TASK STATEMENT:
Below are several records. Retype exactly those lines running from the one with "What React and" through the one with "2. Your PIN", end lines included, and no others.

***** RECORDS SHOWN *****

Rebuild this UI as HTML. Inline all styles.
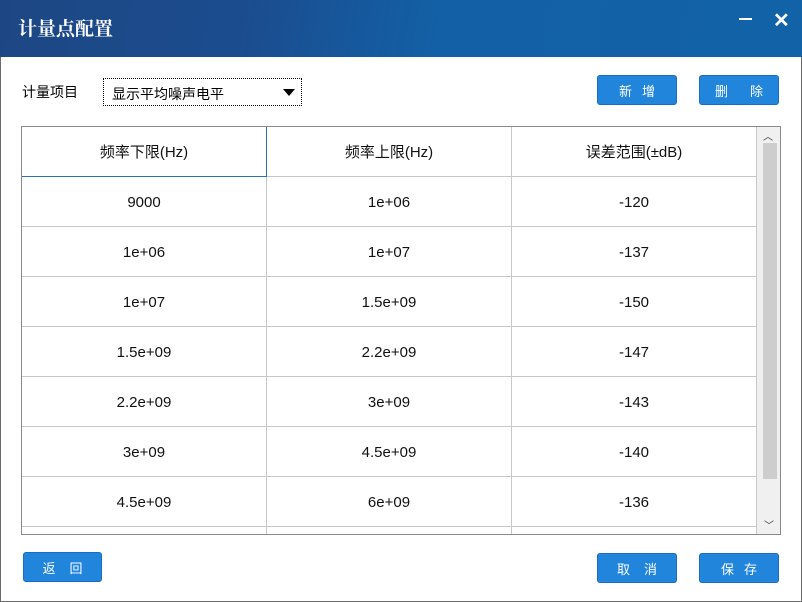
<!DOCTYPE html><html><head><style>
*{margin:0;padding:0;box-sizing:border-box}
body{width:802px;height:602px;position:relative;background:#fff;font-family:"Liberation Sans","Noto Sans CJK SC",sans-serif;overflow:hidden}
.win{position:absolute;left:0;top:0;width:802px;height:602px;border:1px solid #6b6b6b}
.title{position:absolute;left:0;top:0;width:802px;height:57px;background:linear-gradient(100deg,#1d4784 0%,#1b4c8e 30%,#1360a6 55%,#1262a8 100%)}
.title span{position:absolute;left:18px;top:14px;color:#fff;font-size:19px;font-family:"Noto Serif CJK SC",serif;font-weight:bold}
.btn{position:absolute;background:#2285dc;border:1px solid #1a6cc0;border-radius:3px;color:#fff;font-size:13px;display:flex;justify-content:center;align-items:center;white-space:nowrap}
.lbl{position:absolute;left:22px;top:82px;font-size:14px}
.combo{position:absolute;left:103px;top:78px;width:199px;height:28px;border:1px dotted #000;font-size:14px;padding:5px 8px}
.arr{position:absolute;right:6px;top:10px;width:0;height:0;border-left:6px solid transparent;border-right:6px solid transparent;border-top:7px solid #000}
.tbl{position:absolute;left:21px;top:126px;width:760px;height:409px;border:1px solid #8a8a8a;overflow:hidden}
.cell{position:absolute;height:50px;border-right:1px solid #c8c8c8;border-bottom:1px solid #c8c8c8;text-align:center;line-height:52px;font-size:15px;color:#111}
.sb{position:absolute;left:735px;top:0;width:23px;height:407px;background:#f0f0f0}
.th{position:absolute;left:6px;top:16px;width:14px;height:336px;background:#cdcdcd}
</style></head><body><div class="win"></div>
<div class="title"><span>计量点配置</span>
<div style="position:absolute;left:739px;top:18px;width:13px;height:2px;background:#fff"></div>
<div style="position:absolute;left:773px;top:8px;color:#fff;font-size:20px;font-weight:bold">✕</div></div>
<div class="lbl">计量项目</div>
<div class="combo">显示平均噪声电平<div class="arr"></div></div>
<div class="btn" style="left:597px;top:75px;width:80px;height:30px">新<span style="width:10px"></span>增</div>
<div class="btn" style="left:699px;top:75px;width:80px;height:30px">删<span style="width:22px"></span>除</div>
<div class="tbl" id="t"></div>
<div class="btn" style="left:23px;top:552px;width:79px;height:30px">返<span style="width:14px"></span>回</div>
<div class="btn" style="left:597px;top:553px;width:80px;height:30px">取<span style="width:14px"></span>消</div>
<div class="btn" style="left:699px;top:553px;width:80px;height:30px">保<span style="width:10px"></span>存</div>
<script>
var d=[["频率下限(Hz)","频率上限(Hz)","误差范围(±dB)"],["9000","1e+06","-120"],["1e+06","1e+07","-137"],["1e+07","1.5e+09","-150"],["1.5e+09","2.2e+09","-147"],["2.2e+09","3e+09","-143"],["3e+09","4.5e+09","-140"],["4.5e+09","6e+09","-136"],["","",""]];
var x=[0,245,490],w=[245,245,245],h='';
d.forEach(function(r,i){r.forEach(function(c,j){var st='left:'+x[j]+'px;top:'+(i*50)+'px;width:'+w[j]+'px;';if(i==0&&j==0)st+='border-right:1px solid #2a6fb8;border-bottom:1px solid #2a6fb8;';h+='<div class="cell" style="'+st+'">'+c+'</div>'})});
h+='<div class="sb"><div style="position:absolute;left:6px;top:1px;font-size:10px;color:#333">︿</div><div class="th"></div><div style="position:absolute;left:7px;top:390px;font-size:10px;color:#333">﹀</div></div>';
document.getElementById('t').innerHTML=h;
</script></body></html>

*****
***** RECORDS SHOWN *****

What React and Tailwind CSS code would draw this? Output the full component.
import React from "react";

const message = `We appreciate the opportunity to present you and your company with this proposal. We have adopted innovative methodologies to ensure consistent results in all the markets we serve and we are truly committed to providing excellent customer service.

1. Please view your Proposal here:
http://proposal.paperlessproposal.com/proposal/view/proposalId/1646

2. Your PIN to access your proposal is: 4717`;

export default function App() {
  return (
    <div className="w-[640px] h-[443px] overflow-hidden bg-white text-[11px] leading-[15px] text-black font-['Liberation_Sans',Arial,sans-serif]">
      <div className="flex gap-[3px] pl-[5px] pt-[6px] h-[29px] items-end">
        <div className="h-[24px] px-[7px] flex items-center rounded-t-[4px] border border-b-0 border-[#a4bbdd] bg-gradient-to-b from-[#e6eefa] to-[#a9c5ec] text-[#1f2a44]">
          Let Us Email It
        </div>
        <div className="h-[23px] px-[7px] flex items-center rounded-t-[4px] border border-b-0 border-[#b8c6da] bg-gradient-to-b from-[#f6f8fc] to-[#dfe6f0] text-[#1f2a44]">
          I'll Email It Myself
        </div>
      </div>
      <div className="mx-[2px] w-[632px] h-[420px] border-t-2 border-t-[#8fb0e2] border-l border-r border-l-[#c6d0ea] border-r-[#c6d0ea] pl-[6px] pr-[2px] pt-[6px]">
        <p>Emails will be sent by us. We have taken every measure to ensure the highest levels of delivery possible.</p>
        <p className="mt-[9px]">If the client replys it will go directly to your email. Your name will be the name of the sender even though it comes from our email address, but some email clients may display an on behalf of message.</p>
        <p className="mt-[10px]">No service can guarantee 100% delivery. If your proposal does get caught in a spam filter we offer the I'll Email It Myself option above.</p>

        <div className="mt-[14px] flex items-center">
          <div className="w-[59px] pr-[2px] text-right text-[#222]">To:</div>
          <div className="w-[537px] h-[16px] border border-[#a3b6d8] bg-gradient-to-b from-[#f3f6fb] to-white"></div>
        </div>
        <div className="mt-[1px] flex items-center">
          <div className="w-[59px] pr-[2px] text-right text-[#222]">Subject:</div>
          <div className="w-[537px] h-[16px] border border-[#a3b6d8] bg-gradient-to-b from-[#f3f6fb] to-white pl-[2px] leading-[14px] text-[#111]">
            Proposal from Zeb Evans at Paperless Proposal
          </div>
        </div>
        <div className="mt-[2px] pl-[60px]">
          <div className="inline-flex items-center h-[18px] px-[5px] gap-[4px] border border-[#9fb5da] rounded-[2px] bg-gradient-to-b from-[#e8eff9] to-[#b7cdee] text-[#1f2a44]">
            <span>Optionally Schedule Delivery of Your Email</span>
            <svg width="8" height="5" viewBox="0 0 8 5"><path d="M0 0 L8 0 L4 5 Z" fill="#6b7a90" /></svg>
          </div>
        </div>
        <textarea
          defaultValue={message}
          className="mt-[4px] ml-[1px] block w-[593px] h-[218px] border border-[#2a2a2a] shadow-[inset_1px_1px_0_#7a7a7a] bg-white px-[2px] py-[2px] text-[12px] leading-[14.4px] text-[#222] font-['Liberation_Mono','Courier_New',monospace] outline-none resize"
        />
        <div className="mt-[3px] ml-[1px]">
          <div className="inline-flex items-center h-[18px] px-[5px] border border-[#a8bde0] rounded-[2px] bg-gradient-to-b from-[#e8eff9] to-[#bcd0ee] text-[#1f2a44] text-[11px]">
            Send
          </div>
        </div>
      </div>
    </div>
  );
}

*****

THE REPLY:
What React and Tailwind CSS code would draw this? Output the full component.
import React from "react";

const message = `We appreciate the opportunity to present you and your company with this proposal. We have adopted innovative methodologies to ensure consistent results in all the markets we serve and we are truly committed to providing excellent customer service.

1. Please view your Proposal here:
http://proposal.paperlessproposal.com/proposal/view/proposalId/1646

2. Your PIN to access your proposal is: 4717`;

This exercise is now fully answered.